▶ What this task involves: Transcribe the lines below verbatim, skipping the images.

====== Supplied material ======

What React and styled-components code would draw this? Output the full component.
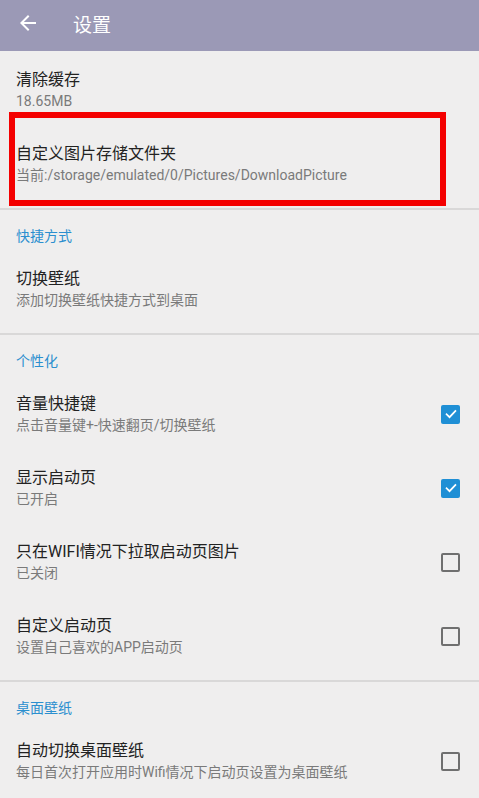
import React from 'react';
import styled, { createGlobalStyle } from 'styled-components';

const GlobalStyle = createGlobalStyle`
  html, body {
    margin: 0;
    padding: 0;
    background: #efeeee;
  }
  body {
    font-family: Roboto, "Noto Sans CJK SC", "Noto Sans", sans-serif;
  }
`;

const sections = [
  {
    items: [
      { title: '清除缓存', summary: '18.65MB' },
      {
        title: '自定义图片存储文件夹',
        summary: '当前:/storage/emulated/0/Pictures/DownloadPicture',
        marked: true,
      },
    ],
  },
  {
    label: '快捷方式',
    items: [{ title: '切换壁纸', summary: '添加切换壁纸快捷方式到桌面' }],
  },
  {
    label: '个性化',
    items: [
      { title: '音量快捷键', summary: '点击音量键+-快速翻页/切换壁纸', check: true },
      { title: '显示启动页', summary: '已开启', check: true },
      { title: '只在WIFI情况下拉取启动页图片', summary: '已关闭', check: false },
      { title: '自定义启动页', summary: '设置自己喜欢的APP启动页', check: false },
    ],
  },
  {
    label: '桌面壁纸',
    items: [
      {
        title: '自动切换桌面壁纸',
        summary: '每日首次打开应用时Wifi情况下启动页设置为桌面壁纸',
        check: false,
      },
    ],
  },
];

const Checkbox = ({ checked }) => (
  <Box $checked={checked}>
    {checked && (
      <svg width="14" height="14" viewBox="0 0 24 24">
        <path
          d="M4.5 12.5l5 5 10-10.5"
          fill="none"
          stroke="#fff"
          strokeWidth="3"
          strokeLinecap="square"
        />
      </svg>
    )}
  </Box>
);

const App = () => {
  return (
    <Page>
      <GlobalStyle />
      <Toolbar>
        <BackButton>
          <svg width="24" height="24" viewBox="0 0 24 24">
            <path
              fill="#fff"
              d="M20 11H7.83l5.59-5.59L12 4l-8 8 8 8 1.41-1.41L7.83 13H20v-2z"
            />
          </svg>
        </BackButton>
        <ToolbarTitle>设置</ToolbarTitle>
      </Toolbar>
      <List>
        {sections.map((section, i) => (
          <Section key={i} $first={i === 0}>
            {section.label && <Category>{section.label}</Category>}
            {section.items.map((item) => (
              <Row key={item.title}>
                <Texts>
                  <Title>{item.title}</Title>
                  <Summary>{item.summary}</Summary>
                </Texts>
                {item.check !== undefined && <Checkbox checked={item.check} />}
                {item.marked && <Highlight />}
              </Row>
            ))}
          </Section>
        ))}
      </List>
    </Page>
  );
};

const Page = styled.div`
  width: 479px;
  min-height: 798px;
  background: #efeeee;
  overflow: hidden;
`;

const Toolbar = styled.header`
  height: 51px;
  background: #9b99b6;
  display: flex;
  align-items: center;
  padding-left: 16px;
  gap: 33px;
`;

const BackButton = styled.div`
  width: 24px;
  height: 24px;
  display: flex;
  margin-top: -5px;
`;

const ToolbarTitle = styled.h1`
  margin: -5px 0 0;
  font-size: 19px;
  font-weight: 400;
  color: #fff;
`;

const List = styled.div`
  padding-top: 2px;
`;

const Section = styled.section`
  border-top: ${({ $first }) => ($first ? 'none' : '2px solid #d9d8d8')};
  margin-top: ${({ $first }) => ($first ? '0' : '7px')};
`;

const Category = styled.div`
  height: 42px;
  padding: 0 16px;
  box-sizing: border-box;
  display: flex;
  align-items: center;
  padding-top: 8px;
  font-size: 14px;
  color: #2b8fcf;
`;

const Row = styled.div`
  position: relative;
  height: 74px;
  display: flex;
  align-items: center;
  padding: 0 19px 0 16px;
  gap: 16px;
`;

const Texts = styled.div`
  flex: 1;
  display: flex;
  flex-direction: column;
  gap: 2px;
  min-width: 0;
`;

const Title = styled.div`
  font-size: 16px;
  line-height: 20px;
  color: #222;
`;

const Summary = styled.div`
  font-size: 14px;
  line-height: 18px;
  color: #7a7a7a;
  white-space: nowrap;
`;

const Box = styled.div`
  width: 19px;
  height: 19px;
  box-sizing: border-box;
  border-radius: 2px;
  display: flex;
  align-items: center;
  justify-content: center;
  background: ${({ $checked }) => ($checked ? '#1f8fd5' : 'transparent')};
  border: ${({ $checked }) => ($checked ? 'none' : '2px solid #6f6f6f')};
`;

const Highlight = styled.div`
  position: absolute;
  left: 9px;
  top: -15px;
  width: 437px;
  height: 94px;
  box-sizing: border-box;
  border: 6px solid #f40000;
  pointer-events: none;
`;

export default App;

======

▶ Response below:
What React and styled-components code would draw this? Output the full component.
import React from 'react';
import styled, { createGlobalStyle } from 'styled-components';

const GlobalStyle = createGlobalStyle`
  html, body {
    margin: 0;
    padding: 0;
    background: #efeeee;
  }
  body {
    font-family: Roboto, "Noto Sans CJK SC", "Noto Sans", sans-serif;
  }
`;

const sections = [
  {
    items: [
      { title: '清除缓存', summary: '18.65MB' },
      {
        title: '自定义图片存储文件夹',
        summary: '当前:/storage/emulated/0/Pictures/DownloadPicture',
        marked: true,
      },
    ],
  },
  {
    label: '快捷方式',
    items: [{ title: '切换壁纸', summary: '添加切换壁纸快捷方式到桌面' }],
  },
  {
    label: '个性化',
    items: [
      { title: '音量快捷键', summary: '点击音量键+-快速翻页/切换壁纸', check: true },
      { title: '显示启动页', summary: '已开启', check: true },
      { title: '只在WIFI情况下拉取启动页图片', summary: '已关闭', check: false },
      { title: '自定义启动页', summary: '设置自己喜欢的APP启动页', check: false },
    ],
  },
  {
    label: '桌面壁纸',
    items: [
      {
        title: '自动切换桌面壁纸',
        summary: '每日首次打开应用时Wifi情况下启动页设置为桌面壁纸',
        check: false,
      },
    ],
  },
];

const Checkbox = ({ checked }) => (
  <Box $checked={checked}>
    {checked && (
      <svg width="14" height="14" viewBox="0 0 24 24">
        <path
          d="M4.5 12.5l5 5 10-10.5"
          fill="none"
          stroke="#fff"
          strokeWidth="3"
          strokeLinecap="square"
        />
      </svg>
    )}
  </Box>
);

const App = () => {
  return (
    <Page>
      <GlobalStyle />
      <Toolbar>
        <BackButton>
          <svg width="24" height="24" viewBox="0 0 24 24">
            <path
              fill="#fff"
              d="M20 11H7.83l5.59-5.59L12 4l-8 8 8 8 1.41-1.41L7.83 13H20v-2z"
            />
          </svg>
        </BackButton>
        <ToolbarTitle>设置</ToolbarTitle>
      </Toolbar>
      <List>
        {sections.map((section, i) => (
          <Section key={i} $first={i === 0}>
            {section.label && <Category>{section.label}</Category>}
            {section.items.map((item) => (
              <Row key={item.title}>
                <Texts>
                  <Title>{item.title}</Title>
                  <Summary>{item.summary}</Summary>
                </Texts>
                {item.check !== undefined && <Checkbox checked={item.check} />}
                {item.marked && <Highlight />}
              </Row>
            ))}
          </Section>
        ))}
      </List>
    </Page>
  );
};

const Page = styled.div`
  width: 479px;
  min-height: 798px;
  background: #efeeee;
  overflow: hidden;
`;

const Toolbar = styled.header`
  height: 51px;
  background: #9b99b6;
  display: flex;
  align-items: center;
  padding-left: 16px;
  gap: 33px;
`;

const BackButton = styled.div`
  width: 24px;
  height: 24px;
  display: flex;
  margin-top: -5px;
`;

const ToolbarTitle = styled.h1`
  margin: -5px 0 0;
  font-size: 19px;
  font-weight: 400;
  color: #fff;
`;

const List = styled.div`
  padding-top: 2px;
`;

const Section = styled.section`
  border-top: ${({ $first }) => ($first ? 'none' : '2px solid #d9d8d8')};
  margin-top: ${({ $first }) => ($first ? '0' : '7px')};
`;

const Category = styled.div`
  height: 42px;
  padding: 0 16px;
  box-sizing: border-box;
  display: flex;
  align-items: center;
  padding-top: 8px;
  font-size: 14px;
  color: #2b8fcf;
`;

const Row = styled.div`
  position: relative;
  height: 74px;
  display: flex;
  align-items: center;
  padding: 0 19px 0 16px;
  gap: 16px;
`;

const Texts = styled.div`
  flex: 1;
  display: flex;
  flex-direction: column;
  gap: 2px;
  min-width: 0;
`;

const Title = styled.div`
  font-size: 16px;
  line-height: 20px;
  color: #222;
`;

const Summary = styled.div`
  font-size: 14px;
  line-height: 18px;
  color: #7a7a7a;
  white-space: nowrap;
`;

const Box = styled.div`
  width: 19px;
  height: 19px;
  box-sizing: border-box;
  border-radius: 2px;
  display: flex;
  align-items: center;
  justify-content: center;
  background: ${({ $checked }) => ($checked ? '#1f8fd5' : 'transparent')};
  border: ${({ $checked }) => ($checked ? 'none' : '2px solid #6f6f6f')};
`;

const Highlight = styled.div`
  position: absolute;
  left: 9px;
  top: -15px;
  width: 437px;
  height: 94px;
  box-sizing: border-box;
  border: 6px solid #f40000;
  pointer-events: none;
`;

export default App;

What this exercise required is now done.